──────── RECORDED INFORMATION ────────
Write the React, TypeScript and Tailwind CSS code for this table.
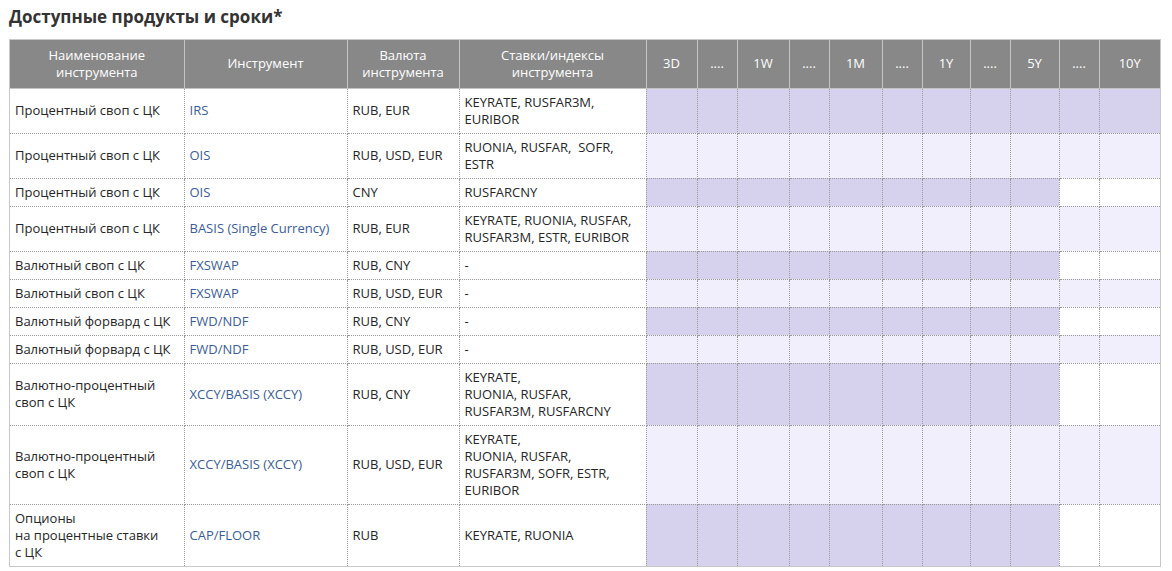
import React from 'react'

type Row = {
  name: string[]
  tool: string
  cur: string
  rates: string[]
  full: boolean // purple row with all tenors (incl. last two)
  shade: 'dark' | 'light'
}

const tenors = ['3D', '....', '1W', '....', '1M', '....', '1Y', '....', '5Y', '....', '10Y']
const tenorWidths = [51, 40, 52, 40, 53, 40, 48, 40, 49, 40, 61]

const rows: Row[] = [
  { name: ['Процентный своп с ЦК'], tool: 'IRS', cur: 'RUB, EUR', rates: ['KEYRATE, RUSFAR3M,', 'EURIBOR'], full: true, shade: 'dark' },
  { name: ['Процентный своп с ЦК'], tool: 'OIS', cur: 'RUB, USD, EUR', rates: ['RUONIA, RUSFAR,  SOFR,', 'ESTR'], full: true, shade: 'light' },
  { name: ['Процентный своп с ЦК'], tool: 'OIS', cur: 'CNY', rates: ['RUSFARCNY'], full: false, shade: 'dark' },
  { name: ['Процентный своп с ЦК'], tool: 'BASIS (Single Currency)', cur: 'RUB, EUR', rates: ['KEYRATE, RUONIA, RUSFAR,', 'RUSFAR3M, ESTR, EURIBOR'], full: true, shade: 'light' },
  { name: ['Валютный своп с ЦК'], tool: 'FXSWAP', cur: 'RUB, CNY', rates: ['-'], full: false, shade: 'dark' },
  { name: ['Валютный своп с ЦК'], tool: 'FXSWAP', cur: 'RUB, USD, EUR', rates: ['-'], full: true, shade: 'light' },
  { name: ['Валютный форвард с ЦК'], tool: 'FWD/NDF', cur: 'RUB, CNY', rates: ['-'], full: false, shade: 'dark' },
  { name: ['Валютный форвард с ЦК'], tool: 'FWD/NDF', cur: 'RUB, USD, EUR', rates: ['-'], full: true, shade: 'light' },
  { name: ['Валютно-процентный', 'своп с ЦК'], tool: 'XCCY/BASIS (XCCY)', cur: 'RUB, CNY', rates: ['KEYRATE,', 'RUONIA, RUSFAR,', 'RUSFAR3M, RUSFARCNY'], full: false, shade: 'dark' },
  { name: ['Валютно-процентный', 'своп с ЦК'], tool: 'XCCY/BASIS (XCCY)', cur: 'RUB, USD, EUR', rates: ['KEYRATE,', 'RUONIA, RUSFAR,', 'RUSFAR3M, SOFR, ESTR,', 'EURIBOR'], full: true, shade: 'light' },
  { name: ['Опционы', 'на процентные ставки', 'с ЦК'], tool: 'CAP/FLOOR', cur: 'RUB', rates: ['KEYRATE, RUONIA'], full: false, shade: 'dark' },
]

function Lines({ items }: { items: string[] }) {
  return (
    <>
      {items.map((l, i) => (
        <div key={i} className="whitespace-pre">{l}</div>
      ))}
    </>
  )
}

export default function App() {
  const th = 'border border-[#c4c4c4] font-normal text-white text-center align-middle px-1 py-[6px]'
  const td = 'border border-dotted border-[#9a9a9a] align-middle px-[5px] py-[5px]'

  return (
    <div className="w-[1172px] h-[571px] bg-white overflow-hidden text-[13px] leading-[17px] text-[#262626]" style={{ fontFamily: '"Open Sans", "Noto Sans", sans-serif' }}>
      <h2 className="text-[17px] leading-[24px] font-bold text-[#333] pl-[9px] pt-[5px] h-[39px]">Доступные продукты и сроки*</h2>

      <div className="ml-[9px] w-[1152px] border border-[#c8c8c8]">
        <table className="w-[1150px] table-fixed border-collapse">
          <colgroup>
            <col className="w-[174px]" />
            <col className="w-[163px]" />
            <col className="w-[112px]" />
            <col className="w-[187px]" />
            {tenorWidths.map((w, i) => (
              <col key={i} style={{ width: w }} />
            ))}
          </colgroup>
          <thead>
            <tr className="bg-[#888888] h-[48px]">
              <th className={th + ' border-l-0 border-t-0'}>Наименование<br />инструмента</th>
              <th className={th + ' border-t-0'}>Инструмент</th>
              <th className={th + ' border-t-0'}>Валюта<br />инструмента</th>
              <th className={th + ' border-t-0'}>Ставки/индексы<br />инструмента</th>
              {tenors.map((t, i) => (
                <th key={i} className={th + ' border-t-0' + (i === tenors.length - 1 ? ' border-r-0' : '')}>{t}</th>
              ))}
            </tr>
          </thead>
          <tbody>
            {rows.map((r, ri) => {
              const bg = r.shade === 'dark' ? 'bg-[#d6d2ee]' : 'bg-[#f1effc]'
              const last = ri === rows.length - 1
              const b = last ? ' border-b-0' : ''
              return (
                <tr key={ri}>
                  <td className={td + ' border-l-0' + b}><Lines items={r.name} /></td>
                  <td className={td + ' text-[#3b5d94]' + b}>{r.tool}</td>
                  <td className={td + b}>{r.cur}</td>
                  <td className={td + b}><Lines items={r.rates} /></td>
                  {tenors.map((_, ti) => {
                    const filled = r.full || ti < 9
                    return (
                      <td
                        key={ti}
                        className={td + b + ' ' + (filled ? bg : 'bg-white') + (ti === tenors.length - 1 ? ' border-r-0' : '')}
                      />
                    )
                  })}
                </tr>
              )
            })}
          </tbody>
        </table>
      </div>
    </div>
  )
}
────────
» **GIVEN REQUEST**: Repeat, with no pictures, each line from the beginning of the data through the line containing "49, 40, 61]", inclusive.

» **SOLUTION**:
Write the React, TypeScript and Tailwind CSS code for this table.
import React from 'react'

type Row = {
  name: string[]
  tool: string
  cur: string
  rates: string[]
  full: boolean // purple row with all tenors (incl. last two)
  shade: 'dark' | 'light'
}

const tenors = ['3D', '....', '1W', '....', '1M', '....', '1Y', '....', '5Y', '....', '10Y']
const tenorWidths = [51, 40, 52, 40, 53, 40, 48, 40, 49, 40, 61]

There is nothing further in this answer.